Ну а те, кому удалось вырваться из Советской России, с ностальгией вспоминали здешние края: «Образ юности отошедшей, жизни шумной и вольной, ласковой сутолоки, любви, надежд, успехов и меланхолий, веселья и стремления – это ты, Арбат. По тебе снегом первым летят санки, и сквозь белый флер манны сыплющейся огневисто золотеют все витрины, окна разных Эйнемов, Реттере, Филипповых, и восседает “Прага”, сладостный магнит. В цветах и в музыке, в бокалах и в сиянье жемчугов, под звон ножей, тарелок веселится шумная Москва, ни о чем не гадающая, нынче живущая, завтра сходящая, полумиллионная, полубогемская, сытая и ветром подбитая, и талантливая, и распущенная. Гремят и вьюги над Арбатом, яростно стуча по крышам, колотясь в двери облаками снега. Но сквозь мглу и вой метели невозбранно проплывает седенький извозчик, в санях вытертых, на лошаденке дмитровской, звенигородской, как корабль нехитрый, но и верный. К Рождеству елки на Арбатской площади – зеленым лесом. Приезжают дамы в соболях, везут чиновники, тащит рабочий елочку на праздник детям. И, отбушевавши Новый год, в звоне ль шампанского, в гаме ли водочки с селедкой, входят в ледяной январь, бегут, краснея носом, с усами заиндевелыми, обдуваясь паром, – кто на службу, кто торговать, по банкам и конторам. Кто – и по трактирам. Ночью же остро, хрупко-колюче горит Орион семизвездием, тайно прельщающим над кристаллом снегов», – плакал Борис Зайцев.
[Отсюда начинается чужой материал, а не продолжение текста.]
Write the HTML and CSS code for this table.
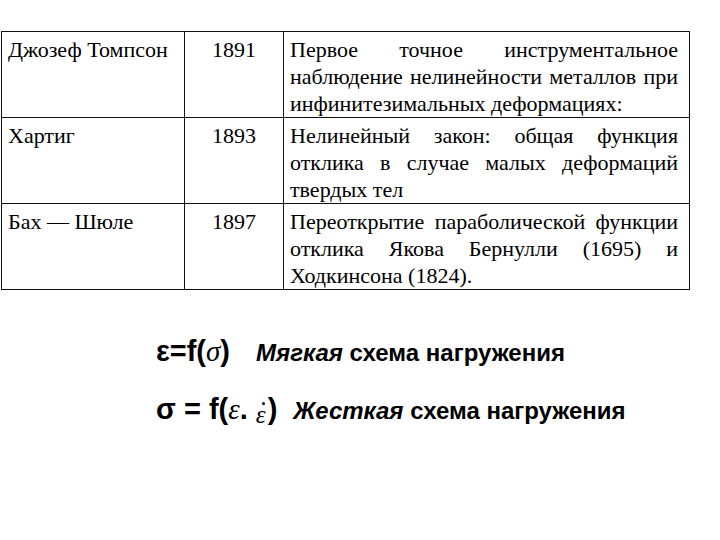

Лика Мизинова и Антон Чехов

В этой же квартире Соловова, теперь уже коммунальной, в 1920-х годах жил и ученый-историк Иван Иванович Полосин (1891–1956), исследователь эпохи Ивана Грозного. Выпускник Московского университета, после 1916 года он служил в Румянцевском музее, затем преподавал в институтах. В 1930 году Полосина арестовали по так называемому академическому делу, обвинив в участии в антисоветской контрреволюционной организации «Всенародный союз борьбы за возрождение свободной России». Во главе заговора чекисты поставили академика С.Ф. Платонова. Сидел Полосин в Бутырках, но виновным себя не признал. Приговорили его к трем годам концлагеря, а затем и к ссылке. В Москву он больше не вернулся.

А вот Лидию Стахиевну Мизинову (или Лику Мизинову) представлять не надо. Ее знает любой, кто читал Чехова или даже слегка приобщался к его биографии. Горячая поклонница писателя, она оставила неизгладимый след в его творчестве. Мизинова послужила прототипом Нины Заречной в пьесе «Чайка», а ее пение Чехов запечатлел в «Моей жизни» и «Черном монахе». Женщина она была красивая – настоящая Царевна Лебедь из русских сказок. «Ее пепельные вьющиеся волосы, чудесные серые глаза под “соболиными” бровями, необычайная женственность и мягкость и неуловимое очарование в соединении с полным отсутствием ломанья и почти суровой простотой – делали ее обаятельной, но она как будто не понимала, как она красива, стыдилась и обижалась, если при ней об этом кто-нибудь (…) заводил речь. Однако она не могла помешать тому, что на нее оборачивались на улице и засматривались в театре», – писала Т.Л. Щепкина-Куперник.